- Interactive map of Aska

Restaurant information
- Established: 2012
- Head chef: Fredrik Berselius
- Food type: Scandinavian
- Rating: (Michelin Guide)
- Location: 47 South 5th Street, Brooklyn, New York, 11249, United States
- Coordinates: 40°42′44″N 73°57′59″W﻿ / ﻿40.712293°N 73.966408°W
- Website: askanyc.com

= Aska (restaurant) =

Scandinavian restaurant in Williamsburg, Brooklyn

Aska is a two Michelin-starred, Scandinavian restaurant in Williamsburg, Brooklyn, founded by Swedish chef Fredrik Berselius. The name Aska means "ashes" in Swedish.

== History ==
Aska opened in 2012 at Kinfolk Studios in Williamsburg, Brooklyn.
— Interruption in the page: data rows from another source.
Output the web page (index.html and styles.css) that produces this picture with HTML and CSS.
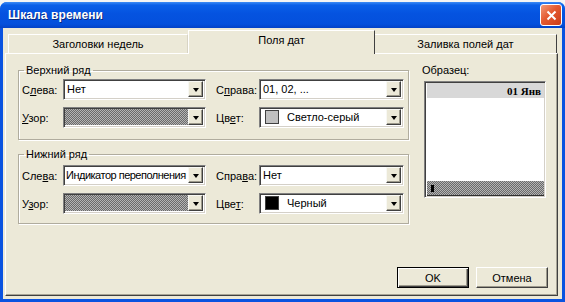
FILE: index.html
```html
<!DOCTYPE html>
<html lang="ru">
   <head>
      <meta charset="UTF-8">
      <title>Шкала времени</title>
      <link rel="stylesheet" href="styles.css">
   </head>
   <body>
      <div class="window">
         <div class="titlebar">
            <span class="title">Шкала времени</span>
            <span class="close">
               <svg width="11" height="11" viewBox="0 0 11 11">
                  <path d="M1.5 1.5l8 8M9.5 1.5l-8 8" stroke="#fff" stroke-width="2" />
               </svg>
            </span>
         </div>
         <div class="client">
            <div class="tabs">
               <div class="tab tab-first">Заголовки недель</div>
               <div class="tab tab-active">Поля дат</div>
               <div class="tab tab-last">Заливка полей дат</div>
            </div>
            <div class="panel">
               <div class="panel-top">
                  <div class="groups">
                     <fieldset class="group">
                        <legend>Верхний ряд</legend>
                        <div class="rows">
                           <span class="lbl">С<u>л</u>ева:</span>
                           <div class="combo"><span class="field">Нет</span><span class="drop"></span></div>
                           <span class="lbl lbl-r">С<u>п</u>рава:</span>
                           <div class="combo"><span class="field">01, 02, ...</span><span class="drop"></span></div>

                           <span class="lbl"><u>У</u>зор:</span>
                           <div class="combo"><span class="field pattern"></span><span class="drop"></span></div>
                           <span class="lbl lbl-r">Цв<u>е</u>т:</span>
                           <div class="combo"><span class="field color"><i class="swatch light"></i>Светло-серый</span><span class="drop"></span></div>
                        </div>
                     </fieldset>
                     <fieldset class="group group-low">
                        <legend>Нижний ряд</legend>
                        <div class="rows">
                           <span class="lbl">Сле<u>в</u>а:</span>
                           <div class="combo"><span class="field tight">Индикатор переполнения</span><span class="drop"></span></div>
                           <span class="lbl lbl-r">Спра<u>в</u>а:</span>
                           <div class="combo"><span class="field">Нет</span><span class="drop"></span></div>

                           <span class="lbl">У<u>з</u>ор:</span>
                           <div class="combo"><span class="field pattern"></span><span class="drop"></span></div>
                           <span class="lbl lbl-r">Цве<u>т</u>:</span>
                           <div class="combo"><span class="field color"><i class="swatch black"></i>Черный</span><span class="drop"></span></div>
                        </div>
                     </fieldset>
                  </div>
                  <div class="sample">
                     <div class="sample-label">Образец:</div>
                     <div class="sample-box">
                        <div class="sample-head">01 Янв</div>
                        <div class="sample-body"></div>
                        <div class="sample-foot"><i class="mark"></i></div>
                     </div>
                  </div>
               </div>
               <div class="buttons">
                  <button class="btn btn-default">OK</button>
                  <button class="btn">Отмена</button>
               </div>
            </div>
         </div>
      </div>
   </body>
</html>
```

FILE: styles.css
```css
body {
    margin: 0;
    background: #f4f4f4;
    font-family: "Liberation Sans", Arial, sans-serif;
    font-size: 11px;
    color: #000;
}
/* Window frame */
.window {
    width: 565px;
    height: 300px;
    margin-top: 2px;
    box-sizing: border-box;
    display: flex;
    flex-direction: column;
    padding: 0 3px 3px;
    background: #0a53e0;
    border-radius: 7px 7px 0 0;
}
.titlebar {
    height: 26px;
    display: flex;
    align-items: center;
    justify-content: space-between;
    margin: 0 -3px;
    padding: 0 3px 0 8px;
    border-radius: 7px 7px 0 0;
    background: linear-gradient(#3d8cf5 0, #0a5fe8 12%, #0553e0 45%, #0450dc 85%, #0342c6 100%);
}
.title {
    color: #fff;
    font-weight: bold;
    font-size: 12px;
    letter-spacing: 0.1px;
    text-shadow: 1px 1px 0 #0a2a80;
}
.close {
    width: 20px;
    height: 20px;
    display: flex;
    align-items: center;
    justify-content: center;
    border: 1px solid #fff;
    border-radius: 3px;
    background: linear-gradient(135deg, #f29a78 0, #e45a30 45%, #cc3c18 100%);
}
.client {
    flex: 1;
    display: flex;
    flex-direction: column;
    background: #ece9d8;
    padding: 2px 4px 3px 2px;
}
/* Tabs */
.tabs {
    display: flex;
    align-items: flex-end;
    height: 23px;
    margin-left: 3px;
}
.tab {
    height: 19px;
    box-sizing: border-box;
    display: flex;
    align-items: center;
    justify-content: center;
    border-top: 1px solid #fff;
    border-left: 1px solid #fff;
    border-right: 1px solid #d8d4c4;
    background: #ece9d8;
}
.tab-first {
    width: 180px;
}
.tab-active {
    width: 187px;
    height: 24px;
    margin-bottom: -1px;
    padding-bottom: 5px;
    border-right: 1px solid #404040;
    position: relative;
    z-index: 1;
}
.tab-last {
    width: 182px;
    border-left: none;
    border-right: 1px solid #404040;
}
.panel {
    flex: 1;
    display: flex;
    flex-direction: column;
    padding: 10px 9px 7px 12px;
    border-top: 1px solid #fff;
    border-left: 1px solid #fff;
    border-right: 1px solid #404040;
    border-bottom: 1px solid #404040;
    box-shadow: inset -1px -1px 0 #a8a597;
}
.panel-top {
    display: grid;
    grid-template-columns: 391px 126px;
    column-gap: 13px;
    align-items: start;
}
/* Group boxes */
.group {
    margin: 0;
    padding: 2px 3px 11px 3px;
    border: 1px solid #b0ac9e;
    box-shadow: 1px 1px 0 #fff, inset 1px 1px 0 #fff;
}
.group legend {
    padding: 0 2px;
    margin-left: 2px;
    line-height: 13px;
}
.group-low {
    margin-top: 8px;
    padding-top: 4px;
    padding-bottom: 9px;
}
.rows {
    display: grid;
    grid-template-columns: 41px 143px 53px 145px;
    grid-auto-rows: 21px;
    row-gap: 7px;
    align-items: center;
}
.lbl-r {
    padding-left: 10px;
}
/* Combo boxes */
.combo {
    height: 21px;
    box-sizing: border-box;
    display: flex;
    border-top: 1px solid #808080;
    border-left: 1px solid #808080;
    border-right: 1px solid #fff;
    border-bottom: 1px solid #fff;
    box-shadow: inset 1px 1px 0 #404040, inset -1px -1px 0 #d4d0c8;
    padding: 1px 2px 2px 1px;
    background: #fff;
}
.field {
    flex: 1;
    display: flex;
    align-items: center;
    padding-left: 2px;
    white-space: nowrap;
    overflow: hidden;
}
.tight {
    padding-left: 1px;
    letter-spacing: -0.5px;
}
.pattern {
    padding: 0;
    background: repeating-conic-gradient(#6a6a6a 0 25%, #b4b4b4 0 50%) 0 0 / 2px 2px;
}
.color {
    padding-left: 4px;
}
.swatch {
    width: 14px;
    height: 14px;
    box-sizing: border-box;
    margin-right: 8px;
    border: 1px solid #404040;
}
.light {
    background: #c0c0c0;
}
.black {
    background: #000;
}
.drop {
    width: 15px;
    box-sizing: border-box;
    display: flex;
    align-items: center;
    justify-content: center;
    background: #ece9d8;
    border-top: 1px solid #f8f8f4;
    border-left: 1px solid #f8f8f4;
    border-right: 1px solid #404040;
    border-bottom: 1px solid #404040;
    box-shadow: inset -1px -1px 0 #9d9a8c;
}
.drop::after {
    content: "";
    border-left: 3.5px solid transparent;
    border-right: 3.5px solid transparent;
    border-top: 4px solid #000;
    margin-top: 1px;
}
/* Sample preview */
.sample-label {
    line-height: 13px;
    margin-bottom: 4px;
}
.sample-box {
    width: 122px;
    height: 117px;
    margin-left: 2px;
    box-sizing: border-box;
    display: flex;
    flex-direction: column;
    border-top: 1px solid #808080;
    border-left: 1px solid #808080;
    border-right: 1px solid #fff;
    border-bottom: 1px solid #fff;
    box-shadow: inset 1px 1px 0 #404040, inset -1px -1px 0 #d4d0c8;
    padding: 1px 1px 1px 2px;
    background: #fff;
}
.sample-head {
    height: 15px;
    display: flex;
    align-items: center;
    justify-content: flex-end;
    padding-right: 3px;
    background: #d8d8d8;
    font-family: "Liberation Serif", "Times New Roman", serif;
    font-weight: bold;
    font-size: 11px;
}
.sample-body {
    flex: 1;
}
.sample-foot {
    height: 14px;
    display: flex;
    align-items: center;
    padding-left: 4px;
    border-bottom: 1px solid #303030;
    background: repeating-conic-gradient(#6a6a6a 0 25%, #b4b4b4 0 50%) 0 0 / 2px 2px;
}
.mark {
    width: 3px;
    height: 7px;
    background: #000;
}
/* Buttons */
.buttons {
    margin-top: auto;
    display: flex;
    justify-content: flex-end;
    gap: 7px;
}
.btn {
    width: 72px;
    height: 21px;
    padding: 0;
    font-family: inherit;
    font-size: 11px;
    color: #000;
    background: #ece9d8;
    border-top: 1px solid #fff;
    border-left: 1px solid #fff;
    border-right: 1px solid #404040;
    border-bottom: 1px solid #404040;
    box-shadow: inset -1px -1px 0 #9d9a8c;
}
.btn-default {
    border: 1px solid #000;
    box-shadow: inset 1px 1px 0 #fff, inset -1px -1px 0 #404040, inset -2px -2px 0 #9d9a8c;
}
```
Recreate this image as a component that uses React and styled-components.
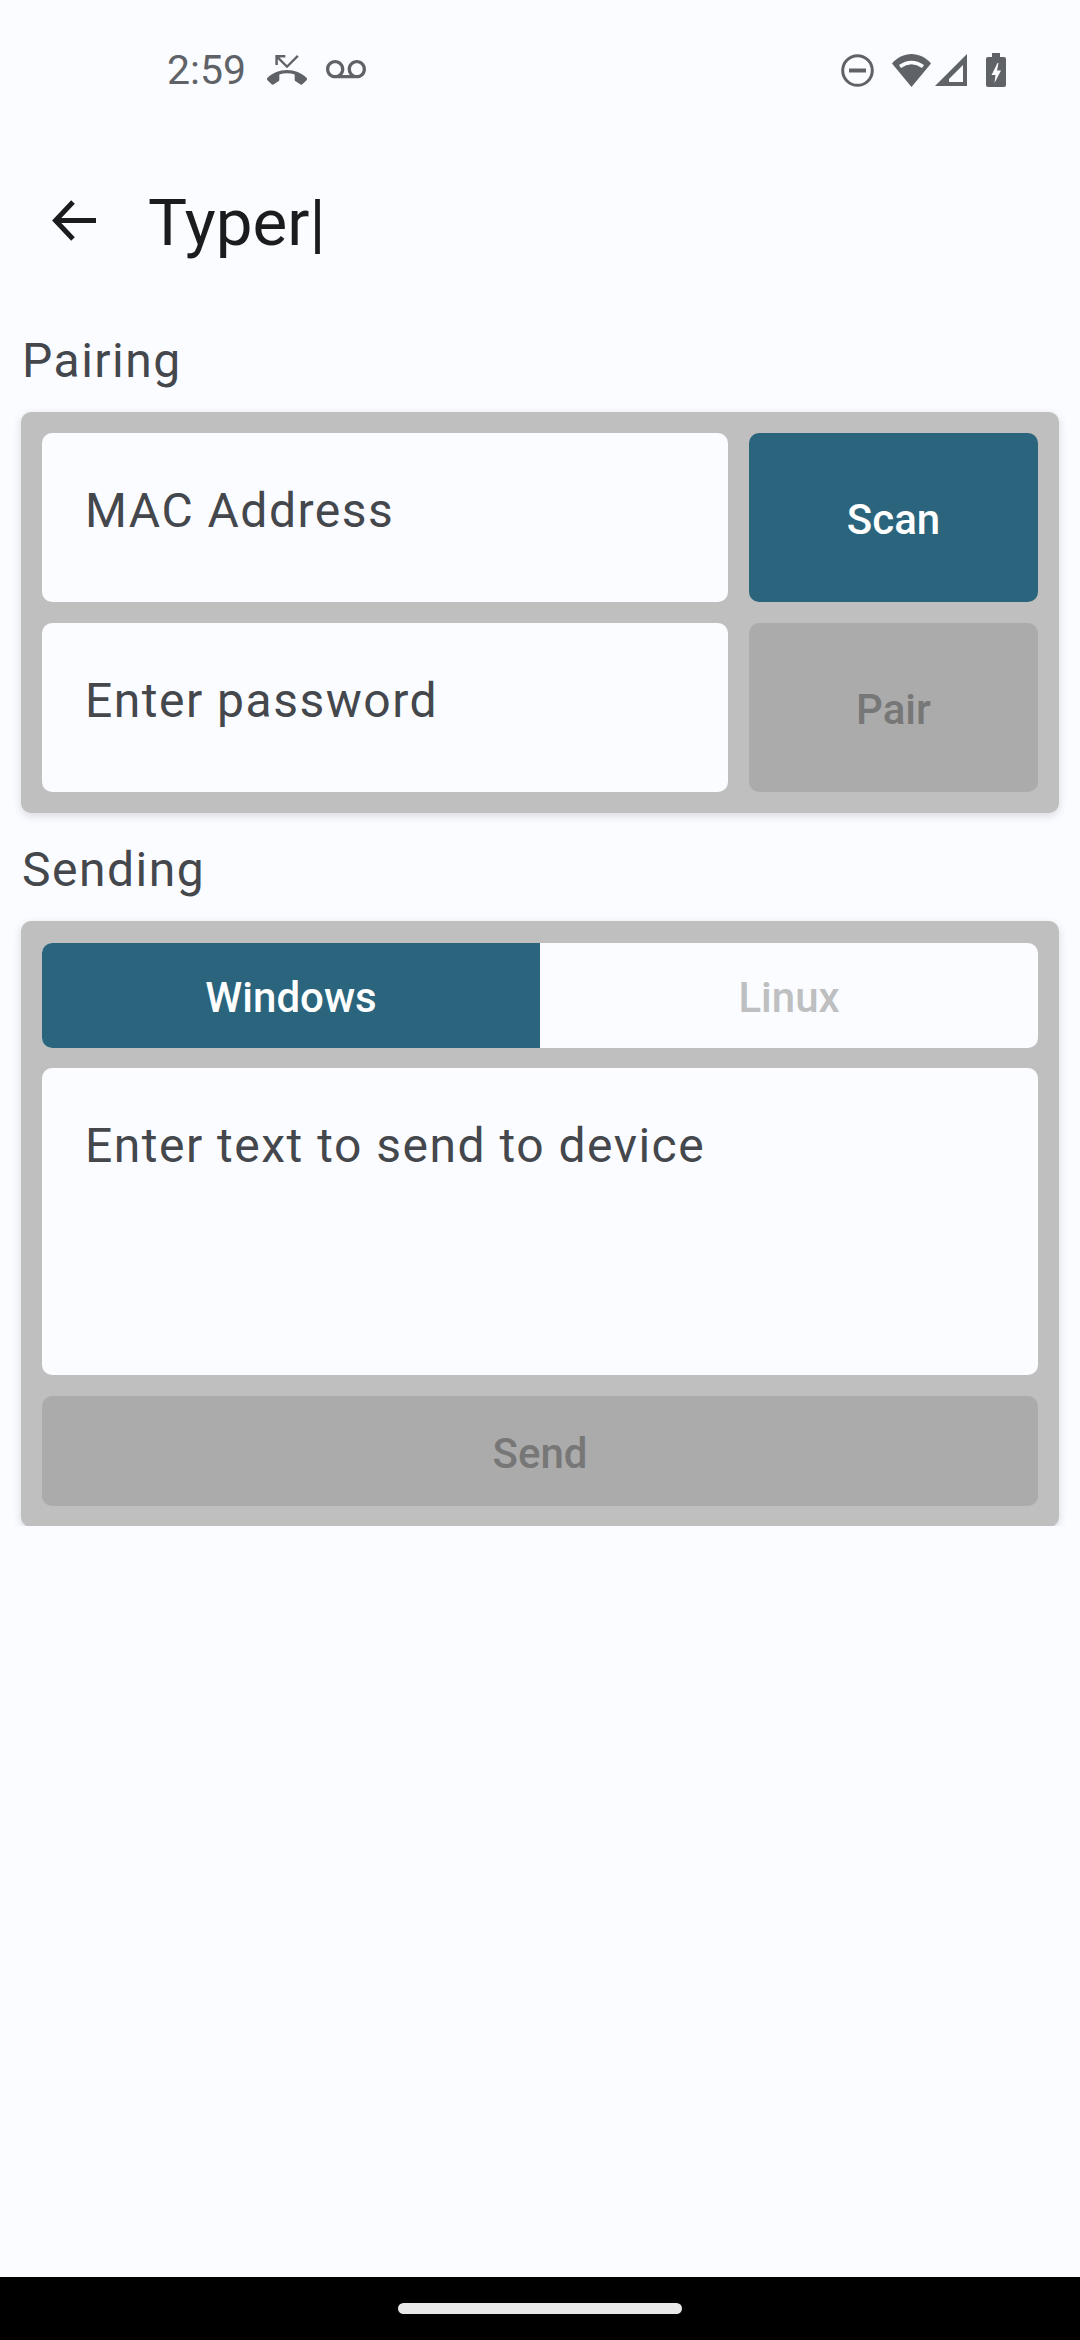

In the summer of 2016, Aska relocated to a restored 1860s warehouse building below the Williamsburg Bridge.

== Awards ==
In 2012, the Michelin Guide awarded the restaurant one star and Bon Appetit named it one of the ten best new restaurants in America. In 2016, after relocating, the Michelin guide awarded Aska two stars. That same year, the restaurant earned a three star New York Times review by the critic Pete Wells and a four star review from Eater. The Michelin Guide has awarded Aska two stars every year since.

== Cookbook ==
Berselius published his first cookbook, Aska, with Phaidon in the spring of 2018.